For those of you with a passing interest in Northern working class culture and writings thereon (and let’s face it, on this blog it’s a definite benefit) there are a couple of rather interesting radio programmes on the BBC iplayer and they look like they’re available for quite some time yet.
The first is Beyond the Kitchen Sink, which I must have missed last year when it was on as part of the British New Wave season. It does make the occasional reference to other programmes from the season, which I don’t think are still available, but it’s an enjoyable documentary in its own right. For just short of an hour, Paul Allen talks about the plays and novels of the mid-fifties to sixties which brought working class voices to the fore. There are archive contributions from the likes of John Osborne, David Storey, Stan Barstow, and clips from the film and radio adaptations of their work. A much more intelligent treatment than the BBC TV documentary from September 2010 with an overlapping focus (which I reviewed here) it asks questions like why were the writers mainly northern, mainly men, and why did it appear to be a brief trend. A suggestion for part of the answer to the last question is that writers following in their footsteps went into TV rather than writing plays or novels, which brings me neatly to the next programme.
Bingo, Barbie and Barthes: 50 Years of Cultural Studies is a dreadful title for a thought-provoking two-part documentary on the origins and legacy of the Centre for Contemporary Cultural Studies which Richard Hoggart founded in 1964 after he’d written The Uses of Literacy (which I’ve written about before).
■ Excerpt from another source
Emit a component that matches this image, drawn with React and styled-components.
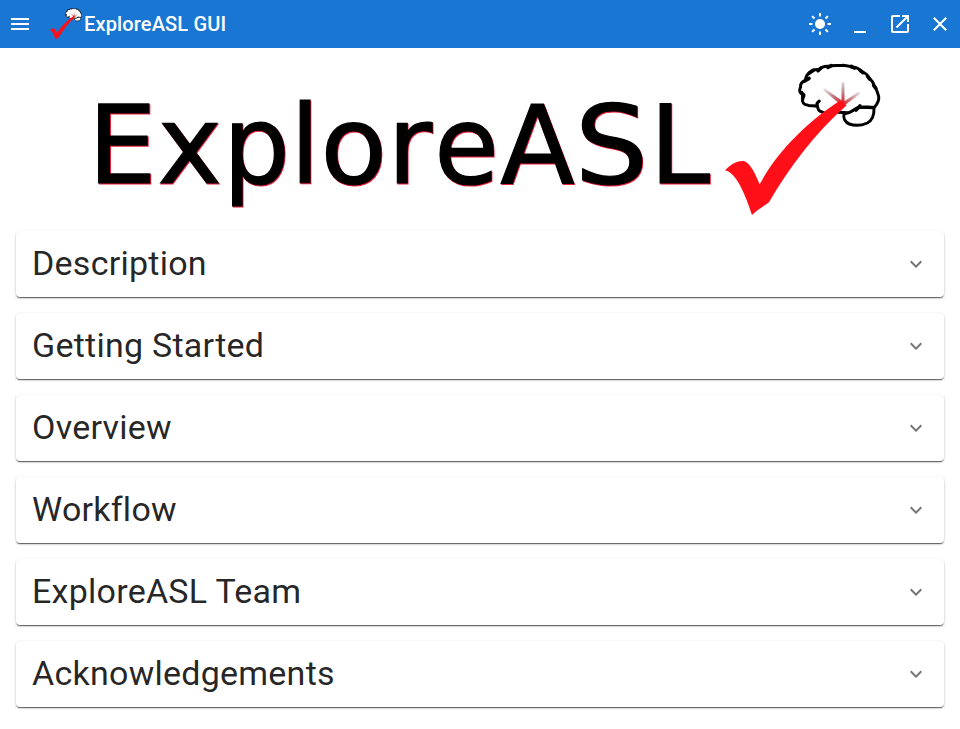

It features interviews with co-founder Stuart Hall who died recently, as well as other cultural studies academics past and present. It’s interesting to note how far removed cultural studies now seems to be (particularly in the popular imagination) from Hoggart’s intention but I do think that at its most incisive it can tell us a lot about the state of our society, for instance by examining the prevalence and format of TV talent shows or Downton Abbey or celebrity gossip magazines.
If any of that’s put you in the mood for some Northern writing and you haven’t sampled it already, you could try my short story collection The Little Book of Northern Women. Some of it even has a working class setting…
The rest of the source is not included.